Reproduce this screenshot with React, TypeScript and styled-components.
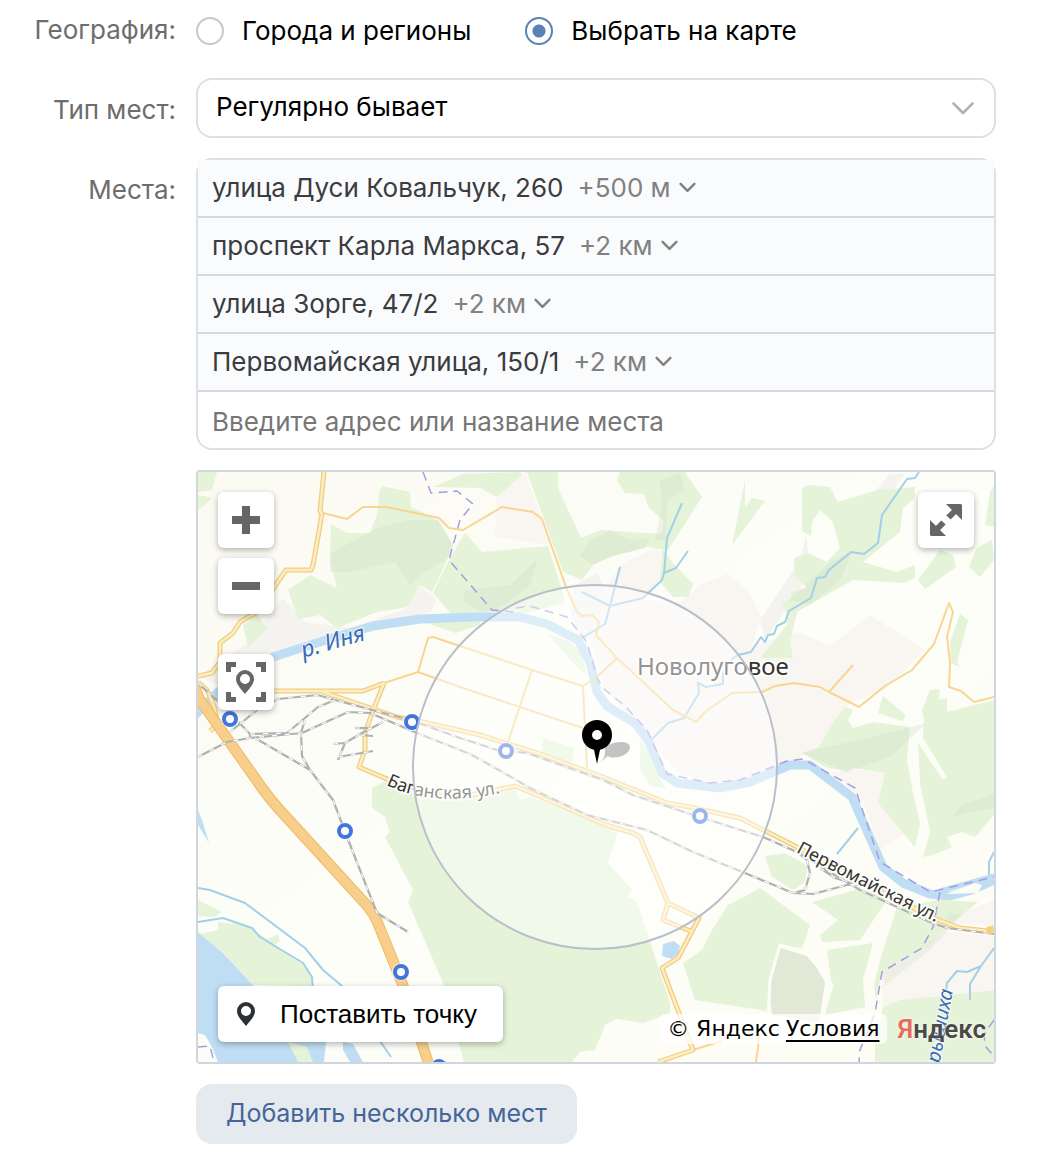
import React, { useId, useState } from "react";
import styled, { createGlobalStyle, css } from "styled-components";

const UI_FONT = 'Inter, "Liberation Sans", Arial, sans-serif';
const MAP_FONT = '"Noto Sans", "Open Sans", sans-serif';
const BORDER = "#dce1e6";

const GlobalStyle = createGlobalStyle`
  *, *::before, *::after { box-sizing: border-box; }
  body {
    margin: 0;
    background: #fff;
    color: #000;
    font-family: ${UI_FONT};
    font-size: 26px;
    line-height: 32px;
  }
`;

const Form = styled.form`
  display: grid;
  grid-template-columns: 176px minmax(0, 1fr);
  column-gap: 20px;
  padding: 0 50px 12px 0;
`;

const labelStyle = css`
  color: #6d6d6d;
  text-align: right;
`;

const RowLabel = styled.label`
  ${labelStyle}
  padding-top: ${(p: { $top?: number }) => p.$top ?? 16}px;
`;

const RowCaption = styled.span`
  ${labelStyle}
  padding-top: ${(p: { $top?: number }) => p.$top ?? 16}px;
`;

const Control = styled.div`
  min-width: 0;
  margin-bottom: 20px;
`;

const RadioGroup = styled.div`
  display: flex;
  flex-wrap: wrap;
  gap: 0 54px;
  padding: 15px 0 11px;
`;

const RadioLabel = styled.label`
  display: flex;
  align-items: center;
  gap: 18px;
  cursor: pointer;
`;

const Radio = styled.input`
  appearance: none;
  width: 28px;
  height: 28px;
  margin: 0;
  border: 2px solid #c5cad0;
  border-radius: 50%;
  background: #fff;
  cursor: pointer;

  &:checked {
    border-color: #5b82b5;
    background: radial-gradient(circle, #5b82b5 0 6px, #fff 7px);
  }
`;

const SelectBox = styled.div`
  display: grid;
  align-items: center;
  border: 2px solid ${BORDER};
  border-radius: 16px;
  background: #fff;

  > * { grid-area: 1 / 1; }
  > svg {
    justify-self: end;
    margin-right: 20px;
    pointer-events: none;
  }
`;

const Select = styled.select`
  appearance: none;
  width: 100%;
  height: 56px;
  padding: 0 56px 2px 18px;
  border: 0;
  border-radius: 14px;
  background: transparent;
  color: #000;
  font: inherit;
`;

const Places = styled.div`
  border: 2px solid ${BORDER};
  border-radius: 16px;
`;

const PlaceList = styled.ul`
  margin: 0;
  padding: 0;
  list-style: none;
`;

const Place = styled.li`
  display: flex;
  align-items: center;
  gap: 14px;
  height: 58px;
  padding: 0 14px;
  border-bottom: 2px solid #d3d9de;
  background: #fafbfd;
  color: #3a3c40;
`;

const RadiusButton = styled.button`
  display: flex;
  align-items: center;
  gap: 8px;
  padding: 0;
  border: 0;
  background: none;
  color: #818181;
  font: inherit;
  cursor: pointer;
`;

const PlaceInput = styled.input`
  display: block;
  width: 100%;
  height: 56px;
  padding: 2px 14px 0;
  border: 0;
  border-radius: 14px;
  background: transparent;
  color: #000;
  font: inherit;

  &::placeholder { color: #767676; opacity: 1; }
`;

const MapFrame = styled.div`
  position: relative;
  height: 594px;
  border: 2px solid #cfd6de;
  border-radius: 4px;
  overflow: hidden;
  background: #fcfcf6;
`;

const MapCanvas = styled.svg`
  display: block;
  width: 100%;
  height: 100%;
`;

const MapTools = styled.div<{ $side: "left" | "right" }>`
  position: absolute;
  top: 20px;
  ${(p) => p.$side}: 20px;
  display: flex;
  flex-direction: column;
  gap: 10px;
`;

const floating = css`
  border: 0;
  border-radius: 6px;
  background: #fff;
  box-shadow: 0 2px 6px rgba(0, 0, 0, 0.3);
  cursor: pointer;
`;

const MapButton = styled.button<{ $apart?: boolean }>`
  ${floating}
  display: grid;
  place-items: center;
  width: 56px;
  height: 56px;
  margin-top: ${(p) => (p.$apart ? 30 : 0)}px;
  padding: 0;
`;

const PointButton = styled.button`
  ${floating}
  position: absolute;
  left: 20px;
  bottom: 20px;
  display: flex;
  align-items: center;
  gap: 24px;
  height: 56px;
  padding: 0 26px 0 18px;
  color: #000;
  font: 26px/32px "Liberation Sans", Arial, sans-serif;
`;

const MapCredits = styled.div`
  position: absolute;
  right: 8px;
  bottom: 18px;
  display: flex;
  align-items: center;
  gap: 10px;
`;

const Copyright = styled.div`
  display: flex;
  gap: 6px;
  padding: 0 8px;
  border-radius: 6px;
  background: rgba(255, 255, 255, 0.75);
  font: 22px/30px "DejaVu Sans", Verdana, sans-serif;

  a {
    color: #000;
    text-underline-offset: 4px;
    text-decoration-thickness: 2px;
  }
`;

const Logo = styled.a`
  color: #4b4b45;
  font: 600 26px/30px Roboto, sans-serif;
  text-decoration: none;
  text-shadow: 0 0 2px #fff, 0 0 2px #fff;

  span { color: #ea6a5c; }
`;

const AddButton = styled.button`
  height: 60px;
  padding: 0 30px 2px;
  border: 0;
  border-radius: 16px;
  background: #e5eaef;
  color: #45659a;
  font: inherit;
  font-size: 25px;
  cursor: pointer;
`;

const MapLabel = styled.text<{ $water?: boolean; $size: number }>`
  font-family: ${MAP_FONT};
  font-size: ${(p) => p.$size}px;
  font-style: ${(p) => (p.$water ? "italic" : "normal")};
  fill: ${(p) => (p.$water ? "#3a6cb5" : "#333")};
  stroke: rgba(255, 255, 255, 0.85);
  stroke-width: ${(p) => (p.$water ? 2 : 4)}px;
  stroke-linejoin: round;
  paint-order: stroke;
`;

const Chevron = ({ size }: { size: "small" | "large" }) =>
  size === "large" ? (
    <svg width="22" height="14" viewBox="0 0 22 14" fill="none" stroke="#aeb1b5" strokeWidth="2.6" strokeLinecap="round" strokeLinejoin="round" aria-hidden="true">
      <path d="M1.500 2.500 11 12 20.500 2.500" />
    </svg>
  ) : (
    <svg width="17" height="12" viewBox="0 0 17 12" fill="none" stroke="#818181" strokeWidth="2.4" strokeLinecap="round" strokeLinejoin="round" aria-hidden="true">
      <path d="M1.6 1.8 8.5 8.8 15.4 1.8" />
    </svg>
  );

const PinShape = ({ x = 0, y = 0, color }: { x?: number; y?: number; color: string }) => (
  <path
    transform={`translate(${x} ${y})`}
    fill={color}
    fillRule="evenodd"
    d="M9 0a9 9 0 0 1 9 9c0 5-4.500 9.500-9 15C4.500 18.500 0 14 0 9a9 9 0 0 1 9-9Zm0 4a5 5 0 1 0 0 10A5 5 0 0 0 9 4Z"
  />
);

const forests = [
  "198,472 217,472 212,490 198,492",
  "198,495 213,498 198,510",
  "257,615 268,628 248,647 243,625",
  "331,524 347,533 370,533 377,515 379,493 382,486 410,492 411,507 438,520 453,545 448,558 432,592 420,585 408,607 377,612 337,628 320,615 298,619 288,590 310,575 337,588 330,562",
  "465,533 482,552 548,546 563,593 564,603 527,613 493,612 450,613 433,593 448,562",
  "424,622 480,620 480,625 455,633",
  "548,634 570,642 582,655 587,676 572,662",
  "527,472 558,472 558,488 581,538 600,530 660,534 663,530 663,520 648,507 644,494 625,493 617,480 620,472 685,472 690,480 702,497 668,550 647,547 610,557 593,565 582,580 563,572",
  "662,548 673,563 693,584 688,597 673,597 660,582",
  "433,487 463,474 520,472 522,475 497,497 480,488",
  "802,488 808,485 830,487 838,502 877,490 915,487 915,498 903,508 900,532 863,562 897,572 915,565 915,578 903,583 853,580 797,612 790,642 793,658 760,658 787,625 785,608 782,604 791,598 791,592 808,588 795,577 794,558 808,553 827,562 840,548 833,522 820,510 812,522 811,536 802,531",
  "745,480 745,508 752,498 765,501 732,545",
  "990,492 994,485 994,527 985,525",
  "992,540 977,548 969,567 980,577 994,560",
  "918,580 940,550 953,555 956,567 925,589",
  "960,614 968,620 957,662 960,667 951,663 950,642",
  "883,696 906,715 902,721 878,713",
  "922,710 930,690 940,689 939,700 947,698 947,712 994,700 994,815 975,837 962,832 947,837 952,847 933,855 923,857 930,832 920,783 918,743 943,780 947,777 923,738 924,720",
  "845,707 853,710 848,720 853,728 873,722 910,727 907,760 913,793 920,823 915,847 878,803 885,773 853,768 847,772 825,767 802,753 818,747 833,723",
  "543,738 574,748 572,762 541,755",
  "640,740 648,752 655,770 665,788 650,786 640,768",
  "372,788 388,780 420,795 470,797 515,786 520,800 530,797 607,823 618,832 608,863 632,890 628,897 637,902 643,920 670,1003 670,1013 643,1023 617,1019 605,1025 595,1050 580,1052 572,1062 464,1062 443,983 408,902 413,890 385,837 390,832 385,817 372,808",
  "702,950 683,963 695,1000 767,1011 772,1003 768,987 780,945 802,948 810,925 760,888 738,900 728,905 712,930",
  "765,856 785,853 808,866 805,882 793,890 772,877",
  "812,902 855,890 882,893 885,903 870,925 860,940 822,942 820,935 838,920",
  "827,950 873,943 863,980 865,1007 825,1015 832,988",
  "897,907 940,900 978,902 943,930 927,947 890,967 882,972 876,1000 874,985 880,960",
  "875,1043 883,1007 900,1000 940,996 994,990 994,1062 875,1062",
  "198,900 222,912 214,917 198,916",
  "218,922 245,925 257,933 268,939 278,934 280,941 274,945 303,965 312,978 312,986 253,985 223,953 200,934 218,930",
  "288,1042 307,1047 313,1062 298,1062",
];

const shades = [
  "331,553 378,528 407,520 438,520 453,545 448,558 420,575 410,585 395,562 350,572 330,572",
  "465,590 510,585 538,558 530,585 505,605 485,613 463,602",
  "590,540 610,530 630,540 650,538 645,548 610,557 593,565 580,556",
  "660,480 680,473 685,490 668,500 665,540 655,540 662,505",
  "790,600 830,562 852,552 840,580 810,605",
  "802,753 880,735 927,723 890,757 853,770 847,772",
  "950,818 965,803 994,794 994,808 970,812",
  "780,948 810,957 825,982 819,1022 772,1015 770,985",
  "882,972 922,950 943,930 950,912 962,915 930,950 885,985",
];

const settlements = [
  "497,497 525,472 540,515 550,545 495,537",
  "620,565 660,546 662,582 640,600 680,602 700,585 727,574 748,590 761,617 752,645 800,632 830,646 870,615 925,650 885,690 850,703 818,745 790,765 720,785 680,775 650,740 605,690 590,640 600,600",
  "858,770 885,773 880,803 905,833 880,850 862,798 830,772",
  "882,972 922,950 945,932 994,936 994,990 940,996 900,1000 883,1007",
  "965,912 994,900 994,925 955,924",
];

const urban = [
  "198,676 245,645 283,598 305,622 350,628 408,608 420,586 437,600 430,613 375,622 273,655 218,685",
  "760,620 800,560 806,535 810,570 800,590 765,640",
  "575,585 597,573 610,600 600,635 580,640 570,610",
  "850,520 890,474 905,474 885,500 865,530",
];

const minorRoads = [
  "323,513 347,519 363,507 387,507 439,518 449,528 463,530 502,507 533,512 542,519 566,587 577,612 582,616 592,615 599,622 596,635 617,658 673,710 696,722 705,712 732,693 762,692 775,686 794,683 820,687 829,692 859,707 885,686 912,670 934,644 949,603 953,612 947,637 950,662 949,687 961,691 974,702 994,697",
  "829,692 853,665",
  "617,658 598,676 583,686 587,768",
  "583,686 532,670 433,637 428,638 418,672 384,683",
  "418,672 460,687 583,728",
  "532,670 508,742",
  "693,1050 722,1041",
  "760,1033 756,1062",
];

const roads = [
  "324,472 320,511 322,514 313,565 311,570 286,570 257,612 240,622 233,633 220,643 220,662 212,673 198,676",
  "384,683 363,691 260,691",
  "323,692 397,717 423,722 480,735 540,754 603,777 667,803 690,807 740,818 797,847 860,880 933,918 960,928 988,931 994,927",
  "384,683 372,713 365,733 365,750 359,767 387,779 430,793 470,795 515,786 560,805 603,824 633,833 640,837 668,903 699,918 678,958 662,968 693,1050 658,1062",
  "668,903 663,920 693,932",
  "198,682 207,690 214,706 218,724 210,731",
];

const railways = [
  "198,757 227,742 250,738 302,733 348,712 370,713 417,733 470,754 490,765 530,788 587,815 647,830 693,852 740,871 793,893 813,894 847,885 863,884",
  "252,712 278,699 318,695 335,700 410,720 460,738 497,750 527,753 603,780 633,795 687,813 763,837 797,852 860,890 930,922 947,928 994,934",
  "250,734 287,733 318,707 335,700",
  "305,720 301,733 302,756 310,770 333,800 347,837 377,913 408,932",
  "255,738 310,770",
  "198,683 225,708 250,734 250,738",
  "230,732 257,710",
  "797,852 807,860 810,873 805,890 793,893",
  "820,868 835,878 855,884",
  "383,722 362,733 345,743 338,760",
  "333,744 345,743",
  "338,757 373,751",
  "355,728 372,728",
  "360,735 373,736",
];

const streams = [
  "919,472 915,478 907,479 882,515 878,543 864,554 851,552 829,570 825,577 817,578 811,598 789,611 785,622 777,626 774,634 768,635 765,642 761,637 751,652 738,655 733,658 723,673 723,684 706,687 698,683 699,693 684,718 668,723 651,740",
  "682,503 667,538 664,573 662,580 643,598 610,606 582,592",
  "688,551 676,568 664,573",
  "620,567 610,606 605,624 582,638",
  "198,888 210,890 245,903 305,948 323,970 342,986 391,1057",
  "198,922 223,918 252,928 260,937 303,963 312,977 313,990",
  "837,854 858,828",
  "994,948 981,966 967,972 957,971 947,983 946,992",
  "981,966 970,984 970,1000",
  "994,852 989,862 989,875",
];

const borders = [
  "423,472 431,493 457,491 473,504 460,520 449,560 492,610 515,612 515,608 530,606 567,617 587,642 597,678 603,688 625,706 647,730 667,774 710,783 740,780 787,761 803,759 855,788 880,862 930,892 994,877",
  "940,892 933,927 922,948 882,972 875,1013 860,1050 859,1062",
  "198,1047 210,1046 214,1062",
  "994,1020 984,1034 985,1046 994,1056",
];

const river =
  "M194 716 218 692 273 657 323 641 373 626 420 619 470 617 520 617 547 624 578 640 590 662 597 692 607 706 636 724 648 740 662 773 677 783 720 788 750 782 790 765 810 765 852 797 883 867 903 883 930 894 950 896 972 890 994 880";

const stations: [number, number][] = [
  [230, 719], [412, 722], [506, 751], [345, 831], [700, 816], [401, 972], [439, 1067],
];

const Lines = ({ items, color, width, dash }: { items: string[]; color: string; width: number; dash?: string }) => (
  <g fill="none" stroke={color} strokeWidth={width} strokeDasharray={dash} strokeLinejoin="round">
    {items.map((points) => <polyline key={points} points={points} />)}
  </g>
);

const Areas = ({ items, color, opacity = 1 }: { items: string[]; color: string; opacity?: number }) => (
  <g fill={color} opacity={opacity}>
    {items.map((points) => <polygon key={points} points={points} />)}
  </g>
);

const TownMap = () => (
  <MapCanvas viewBox="198 472 796 590" preserveAspectRatio="xMidYMid slice" role="img" aria-label="Карта">
    <defs>
      <path id="inya" d="M304 658 Q335 648 395 632" />
      <path id="baganskaya" d="M386 785 Q440 811 520 788" />
      <path id="pervomayskaya" d="M796 852 Q860 886 950 929" />
      <path id="baryshikha" d="M928 1120 L941 1056 L953 990" />
      <linearGradient id="field" x1="0" y1="0" x2="1" y2="1">
        <stop offset="0" stopColor="#fbfaf3" />
        <stop offset="0.5" stopColor="#fdfef8" />
        <stop offset="1" stopColor="#fdfcf5" />
      </linearGradient>
    </defs>
    <rect x="198" y="472" width="796" height="590" fill="url(#field)" />
    <polygon points="198,810 202,820 209,843 198,825" fill="#bfdef4" />
    <Areas items={urban} color="#f4f3ef" />
    <Areas items={settlements} color="#f9f6f1" />
    <polygon fill="#bfdef4" points="198,932 223,953 253,985 288,1042 345,1042 343,1062 198,1062" />
    <polygon fill="#fdfdf8" points="198,1033 205,1035 212,1047 218,1062 198,1062" />
    <polygon fill="#bfdef4" points="325,1042 326,1055 332,1062 344,1062 343,1042" />
    <polygon fill="#fdfdf8" points="326,1042 343,1042 344,1047 355,1062 324,1062" />
    <polygon fill="#bfdef4" points="343,1042 353,1044 363,1062 350,1062 343,1050" />
    <Areas items={forests} color="#e5f3d9" />
    <Areas items={shades} color="#d5decb" opacity={0.32} />
    <polygon points="780,948 810,957 825,982 819,1022 772,1015 770,985" fill="#e1e8d6" />
    <polyline fill="none" stroke="#fcfdf6" strokeWidth="3" points="768,1020 770,980 780,945 805,952 825,975 832,985 822,1018" />
    <polygon fill="#bfdef4" points="663,944 674,941 680,946 678,954 672,959 662,956" />
    <Lines items={streams} color="#a4cfe8" width={2} />
    <path d={river} fill="none" stroke="#bfdef4" strokeWidth="9" strokeLinejoin="round" />
    <path d="M940 891 994 876" fill="none" stroke="#bfdef4" strokeWidth="5" />
    <path d="M946 894 975 883 982 885 978 893Z" fill="#fcfdf6" />
    <Lines items={borders} color="#a79ce4" width={1.500} dash="9 6" />
    <Lines items={minorRoads} color="#f8d592" width={2} />
    <Lines items={roads} color="#f0cd80" width={5} />
    <Lines items={roads} color="#fdeec2" width={2.400} />
    <path d="M190 677 200 700 262 788 Q270 799 278 808 L362 900 Q374 912 379 926 L402 983 430 1068" fill="none" stroke="#eeb964" strokeWidth="11" />
    <path d="M190 677 200 700 262 788 Q270 799 278 808 L362 900 Q374 912 379 926 L402 983 430 1068" fill="none" stroke="#f8cf8a" strokeWidth="9" />
    <Lines items={railways} color="#b0b0b0" width={2.200} />
    <Lines items={railways} color="#fff" width={1.200} dash="5 8" />
    <circle cx="990" cy="930" r="4" fill="#f8d080" />
    {stations.map(([cx, cy]) => (
      <g key={cx}>
        <circle cx={cx} cy={cy} r="9" fill="#fff" opacity="0.7" />
        <circle cx={cx} cy={cy} r="6" fill="#fff" stroke="#4376dc" strokeWidth="4" />
      </g>
    ))}
    <MapLabel $size={23} $water><textPath href="#inya">р. Иня</textPath></MapLabel>
    <MapLabel $size={18}><textPath href="#baganskaya">Баганская ул.</textPath></MapLabel>
    <MapLabel $size={18}><textPath href="#pervomayskaya">Первомайская ул.</textPath></MapLabel>
    <MapLabel $size={20} $water textAnchor="end"><textPath href="#baryshikha" startOffset="100%">Барышиха</textPath></MapLabel>
    <MapLabel $size={24} x="637" y="675">Новолуговое</MapLabel>
    <circle cx="595" cy="767" r="182" fill="#fff" fillOpacity="0.48" stroke="#b9bfca" strokeWidth="2" />
    <path d="M598 764 Q606 758 605 751 C603 742 630 738 630 747 C630 756 613 760 608 756Z" fill="#bdbdbd" opacity="0.9" />
    <path fillRule="evenodd" d="M597 720a15 15 0 0 1 3 29.700L597 764l-3-14.300A15 15 0 0 1 597 720Zm0 10a5 5 0 1 0 0 10 5 5 0 0 0 0-10Z" />
  </MapCanvas>
);

const places = [
  { address: "улица Дуси Ковальчук, 260", radius: "+500 м" },
  { address: "проспект Карла Маркса, 57", radius: "+2 км" },
  { address: "улица Зорге, 47/2", radius: "+2 км" },
  { address: "Первомайская улица, 150/1", radius: "+2 км" },
];

export default function App() {
  const id = useId();
  const [mode, setMode] = useState("map");

  return (
    <>
      <GlobalStyle />
      <Form onSubmit={(e) => e.preventDefault()}>
        <RowCaption id={`${id}geo`} $top={14}>География:</RowCaption>
        <Control>
          <RadioGroup role="radiogroup" aria-labelledby={`${id}geo`}>
            <RadioLabel>
              <Radio type="radio" name="geo" checked={mode === "cities"} onChange={() => setMode("cities")} />
              Города и регионы
            </RadioLabel>
            <RadioLabel>
              <Radio type="radio" name="geo" checked={mode === "map"} onChange={() => setMode("map")} />
              Выбрать на карте
            </RadioLabel>
          </RadioGroup>
        </Control>

        <RowLabel htmlFor={`${id}type`}>Тип мест:</RowLabel>
        <Control>
          <SelectBox>
            <Select id={`${id}type`}>
              <option>Регулярно бывает</option>
            </Select>
            <Chevron size="large" />
          </SelectBox>
        </Control>

        <RowLabel htmlFor={`${id}place`}>Места:</RowLabel>
        <Control>
          <Places>
            <PlaceList>
              {places.map((place) => (
                <Place key={place.address}>
                  <span>{place.address}</span>
                  <RadiusButton type="button" aria-haspopup="listbox">
                    {place.radius}
                    <Chevron size="small" />
                  </RadiusButton>
                </Place>
              ))}
            </PlaceList>
            <PlaceInput id={`${id}place`} type="text" placeholder="Введите адрес или название места" />
          </Places>
        </Control>

        <span />
        <Control>
          <MapFrame>
            <TownMap />
            <MapTools $side="left">
              <MapButton type="button" aria-label="Приблизить">
                <svg width="28" height="28" fill="#666"><path d="M10 0h8v10h10v8H18v10h-8V18H0v-8h10z" /></svg>
              </MapButton>
              <MapButton type="button" aria-label="Отдалить">
                <svg width="28" height="8" fill="#666"><path d="M0 0h28v8H0z" /></svg>
              </MapButton>
              <MapButton type="button" aria-label="Показать все точки" $apart>
                <svg width="40" height="40">
                  <path d="M2.500 10V2.500H10M30 2.500h7.500V10M37.500 30v7.500H30M10 37.500H2.500V30" fill="none" stroke="#666" strokeWidth="5" />
                  <PinShape x={10} y={8} color="#666" />
                </svg>
              </MapButton>
            </MapTools>
            <MapTools $side="right">
              <MapButton type="button" aria-label="Развернуть карту">
                <svg width="32" height="32" fill="#666" stroke="#666">
                  <path stroke="none" d="M16 0h15l1 1v15zM0 16v15l1 1h15z" />
                  <path strokeWidth="6" d="M26 6 18.500 13.500M6 26l7.500-7.500" />
                </svg>
              </MapButton>
            </MapTools>
            <PointButton type="button">
              <svg width="20" height="24" aria-hidden="true"><PinShape x={1} color="#2d3136" /></svg>
              Поставить точку
            </PointButton>
            <MapCredits>
              <Copyright>
                <span>© Яндекс</span>
                <a href="#terms">Условия</a>
              </Copyright>
              <Logo href="#yandex"><span>Я</span>ндекс</Logo>
            </MapCredits>
          </MapFrame>
        </Control>

        <span />
        <div>
          <AddButton type="button">Добавить несколько мест</AddButton>
        </div>
      </Form>
    </>
  );
}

Directive: Look through the data and gather every line with the string "components" in it.

Solution for this problem:
Reproduce this screenshot with React, TypeScript and styled-components.
import styled, { createGlobalStyle, css } from "styled-components";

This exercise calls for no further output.